Condition D is that in the course of the merger a company resident in the United Kingdom (“company A”) transfers to a company resident in F11a member State all assets and liabilities relating to a business which company A carried on in a member State F12... through a permanent establishment (but see subsection (9)).

6

Condition E is that the transfer mentioned in subsection (5) includes—

a

the transfer of an asset or liability representing a loan relationship,

b

the transfer of rights and liabilities under a derivative contract, or

c

the transfer of intangible fixed assets—

i

that are chargeable intangible assets in relation to company A immediately before the transfer, and

ii

in the case of one or more of which the proceeds of realisation exceed the cost recognised for tax purposes.

7

Condition F is that—

a

the transfer of assets and liabilities to the transferee in the course of the merger is made in exchange for the issue of shares or debentures by the transferee to each person holding shares in or debentures of a transferor, or

b

paragraph (a) is not met in relation to the transfer of those assets and liabilities only because, and only so far as, the transferee is prevented from so issuing such shares or debentures by section 658 of the Companies Act 2006 (general rule against limited company acquiring own shares) or by a corresponding provision of the law of F13a member State preventing such an issue.

8

Condition G is that in the course of the merger each transferor ceases to exist without being in liquidation (within the meaning given by section 247 of the Insolvency Act 1986).

9

In the case of a merger within subsection (2)(a) or (b), in determining whether section 119 applies in respect of such a transfer as is mentioned in subsection (6)(c), condition D is regarded as met even if all liabilities relating to the business which company A carried on are not transferred as mentioned in subsection (5).

10

For the purposes of this section, a company is resident in a F14relevant state if—

a

it is within a charge to tax under the law of the F15relevant state as being resident for that purpose, and

b

it is not regarded, for the purpose of any double taxation relief arrangements to which the F15relevant state is a party, as resident in a territory not within a F14relevant state.

11

In this section—

  • co-operative society” means a F2registered society within the meaning of the Co-operative and Community Benefit Societies Act 2014, a society registered or treated as registered under the Industrial and Provident Societies Act (Northern Ireland) 1969 or a similar society governed by the law of a member State, F7...

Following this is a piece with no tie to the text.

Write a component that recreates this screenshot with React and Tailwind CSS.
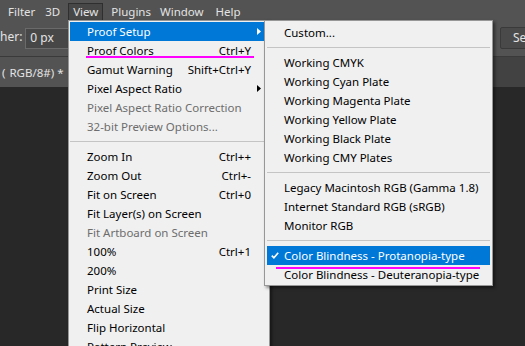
import React from 'react';

const viewItems = [
  { label: 'Proof Setup', arrow: true, active: true },
  { label: 'Proof Colors', shortcut: 'Ctrl+Y' },
  { label: 'Gamut Warning', shortcut: 'Shift+Ctrl+Y' },
  { label: 'Pixel Aspect Ratio', arrow: true },
  { label: 'Pixel Aspect Ratio Correction', disabled: true },
  { label: '32-bit Preview Options...', disabled: true },
  'sep',
  { label: 'Zoom In', shortcut: 'Ctrl++' },
  { label: 'Zoom Out', shortcut: 'Ctrl+-' },
  { label: 'Fit on Screen', shortcut: 'Ctrl+0' },
  { label: 'Fit Layer(s) on Screen' },
  { label: 'Fit Artboard on Screen', disabled: true },
  { label: '100%', shortcut: 'Ctrl+1' },
  { label: '200%' },
  { label: 'Print Size' },
  { label: 'Actual Size' },
  { label: 'Flip Horizontal' },
  { label: 'Pattern Preview' },
];

const proofItems = [
  { label: 'Custom...' },
  'sep',
  { label: 'Working CMYK' },
  { label: 'Working Cyan Plate' },
  { label: 'Working Magenta Plate' },
  { label: 'Working Yellow Plate' },
  { label: 'Working Black Plate' },
  { label: 'Working CMY Plates' },
  'sep',
  { label: 'Legacy Macintosh RGB (Gamma 1.8)' },
  { label: 'Internet Standard RGB (sRGB)' },
  { label: 'Monitor RGB' },
  'sep',
  { label: 'Color Blindness - Protanopia-type', active: true, checked: true },
  { label: 'Color Blindness - Deuteranopia-type' },
];

const Arrow = ({ white }) => (
  <svg width="4" height="7" viewBox="0 0 4 7">
    <path d="M0 0L4 3.5L0 7Z" fill={white ? '#ffffff' : '#000000'} />
  </svg>
);

const Check = () => (
  <svg width="8" height="7" viewBox="0 0 8 7">
    <path d="M0.8 3.6L2.9 5.8L7.2 0.8" fill="none" stroke="#ffffff" strokeWidth="1.6" />
  </svg>
);

const Separator = () => (
  <div className="h-[11px] flex items-center">
    <div className="h-px w-full bg-[#c4c4c4]" />
  </div>
);

const ViewRow = ({ item }) => (
  <div className={`h-[19px] flex items-center pl-[17px] whitespace-nowrap ${item.active ? 'bg-[#0078d7] text-white' : item.disabled ? 'text-[#6d6d6d]' : 'text-black'}`}>
    <span>{item.label}</span>
    <span className="ml-auto">{item.shortcut}</span>
    <span className="w-[17px] h-full flex items-center pl-[6px]">{item.arrow && <Arrow white={item.active} />}</span>
  </div>
);

const ProofRow = ({ item }) => (
  <div className={`h-[19px] flex items-center whitespace-nowrap ${item.active ? 'bg-[#0078d7] text-white' : 'text-black'}`}>
    <span className="w-[17px] h-full flex items-center pl-[4px]">{item.checked && <Check />}</span>
    <span>{item.label}</span>
  </div>
);

export default function App() {
  return (
    <div className="relative w-[525px] h-[346px] overflow-hidden bg-[#282828] font-['Noto_Sans',sans-serif] text-[11.5px] leading-none">
      {/* menu bar */}
      <div className="h-[20px] bg-[#535353] flex items-end pl-[2px] text-[#e3e3e3] text-[11.5px]">
        <div className="h-[17px] pl-[6px] pr-[5px] flex items-center">Filter</div>
        <div className="h-[17px] px-[5px] flex items-center">3D</div>
        <div className="h-[17px] w-[35px] ml-[3px] justify-center flex items-center bg-[#474747] border border-b-0 border-[#2f2f2f]">View</div>
        <div className="h-[17px] pl-[6px] pr-[4px] flex items-center ml-[2px]">Plugins</div>
        <div className="h-[17px] pl-[5px] pr-[6px] flex items-center">Window</div>
        <div className="h-[17px] px-[6px] flex items-center">Help</div>
      </div>

      {/* options bar */}
      <div className="h-[37px] bg-[#535353] border-b border-[#3a3a3a] flex items-center text-[#e3e3e3] text-[12px]">
        <span className="pb-[2px]">her:</span>
        <div className="ml-[3px] w-[50px] h-[21px] bg-[#474747] border border-[#6a6a6a] flex items-center pl-[4px]">0 px</div>
        <div className="flex-1" />
        <div className="w-[60px] -mr-[35px] h-[22px] rounded-[2px] bg-[#4a4a4a] border border-[#3a3a3a] flex items-center pl-[12px] whitespace-nowrap overflow-hidden">Select and Mask...</div>
      </div>

      {/* document tabs */}
      <div className="h-[30px] bg-[#424242] flex">
        <div className="w-[68px] bg-[#535353] flex items-center pl-[2px] pt-[2px] text-[#e3e3e3] whitespace-nowrap overflow-hidden">
          <span>(</span>
          <span className="ml-[4px]">RGB/8#) *</span>
          <span className="ml-[4px] text-[#8a8a8a]">×</span>
        </div>
      </div>

      {/* View menu */}
      <div className="absolute left-[68px] top-[20px] w-[202px] h-[340px] bg-[#f0f0f0] border border-[#979797] p-[1px] shadow-[2px_2px_3px_rgba(0,0,0,0.45)]">
        {viewItems.map((item, i) => (item === 'sep' ? <Separator key={i} /> : <ViewRow key={i} item={item} />))}
      </div>

      {/* Proof Setup submenu */}
      <div className="absolute left-[264px] top-[20px] w-[229px] bg-[#f0f0f0] border border-[#979797] px-[2px] pt-[2px] pb-[1px] shadow-[2px_2px_3px_rgba(0,0,0,0.45)]">
        {proofItems.map((item, i) => (item === 'sep' ? <Separator key={i} /> : <ProofRow key={i} item={item} />))}
      </div>

      {/* annotation underlines */}
      <div className="absolute left-[86px] top-[56px] w-[168px] h-[2px] bg-[#ff00ff]" />
      <div className="absolute left-[276px] top-[267px] w-[204px] h-[2px] bg-[#ff00ff]" />
    </div>
  );
}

  • F8“relevant state” means the United Kingdom or a member State,

  • SE” and “SCE” have the same meaning as in CTA 2009 (see section 1319 of that Act),

  • the transferee” means—

    1. a

      in relation to a merger within subsection (2)(a), the SE,

    2. b

      in relation to a merger within subsection (2)(b), the SCE, and

    3. c

      in relation to a merger within subsection (2)(c) or (d), the company to which assets and liabilities are transferred, and

  • transferor” means—

    1. a

      in relation to a merger within subsection (2)(a), a company merging to form the SE,

    2. b

      in relation to a merger within subsection (2)(b), a co-operative society merging to form the SCE, and

    3. c

      in relation to a merger within subsection (2)(c) or (d), a company transferring all of its assets and liabilities.

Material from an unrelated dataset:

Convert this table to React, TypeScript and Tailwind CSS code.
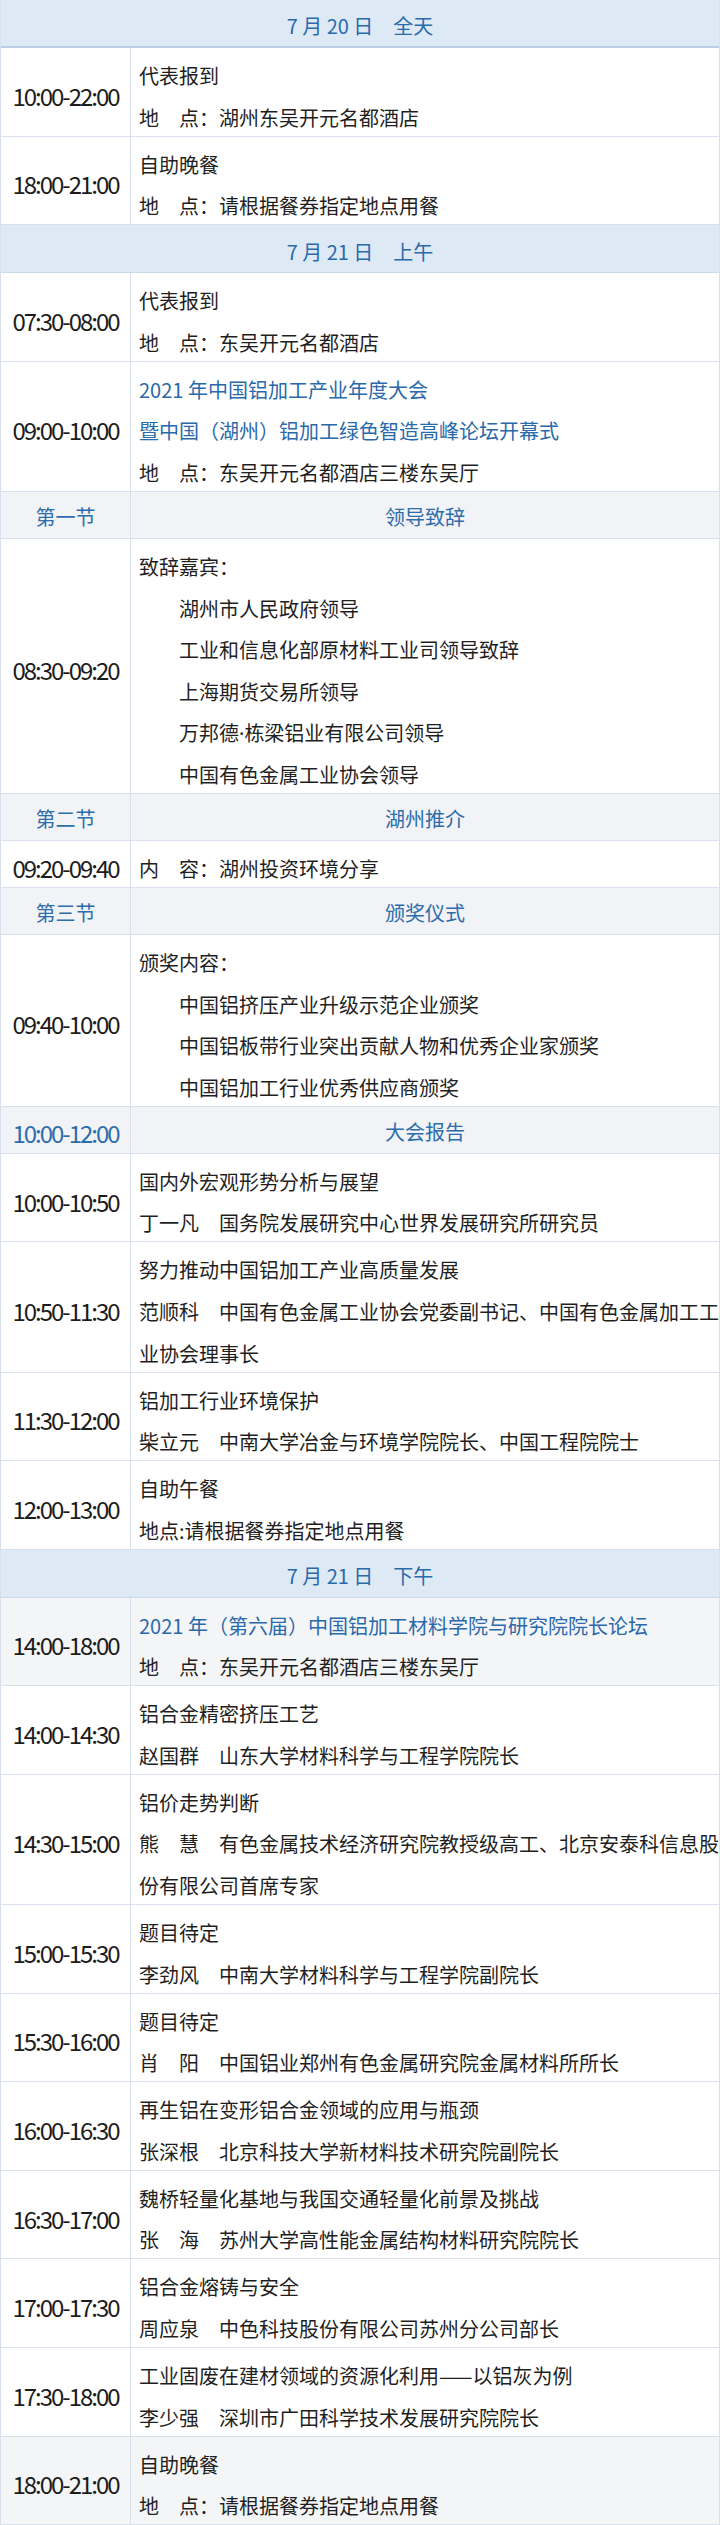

119Tax treated as chargeable in respect of transfer of loan relationship, derivative contract or intangible fixed assets

1

If tax would have been chargeable under the law of one or more F5... member States in respect of the transfer mentioned in section 118(6)(a), (b) or (c) but for the Mergers Directive, this Part applies, and any double taxation arrangements apply, as if that tax had been chargeable.

2

In calculating tax notionally chargeable under subsection (1) in respect of the transfer mentioned in section 118(6)(a) or (b), it is to be assumed—

a

that, to the extent permitted by the law of the F6... member State, losses arising on that transfer are set against gains arising on that transfer, and

b

that any relief due to company A under that law is claimed.

3

Subsection (1) does not apply if—

a

the merger is not effected for genuine commercial reasons, or

b

the merger forms part of a scheme or arrangements of which the main purpose, or one of the main purposes, is avoiding liability to corporation tax, capital gains tax or income tax.

4

But subsection (3) does not prevent subsection (1) from applying if before the merger—

a

any of the merging companies has applied to the Commissioners for Her Majesty's Revenue and Customs, and

b

the Commissioners have notified the merging companies that they are satisfied subsection (3) will not have that effect.

5

Sections 427 and 428 of CTA 2009 (procedure and decisions on applications for clearance) have effect in relation to subsection (4) as in relation to section 426(2) of that Act, taking the references in section 428 to section 426(2)(b) as references to subsection (4)(b) of this section.

6

In this section “company A”, “the merger” and “the merging companies” have the same meaning as in section 118.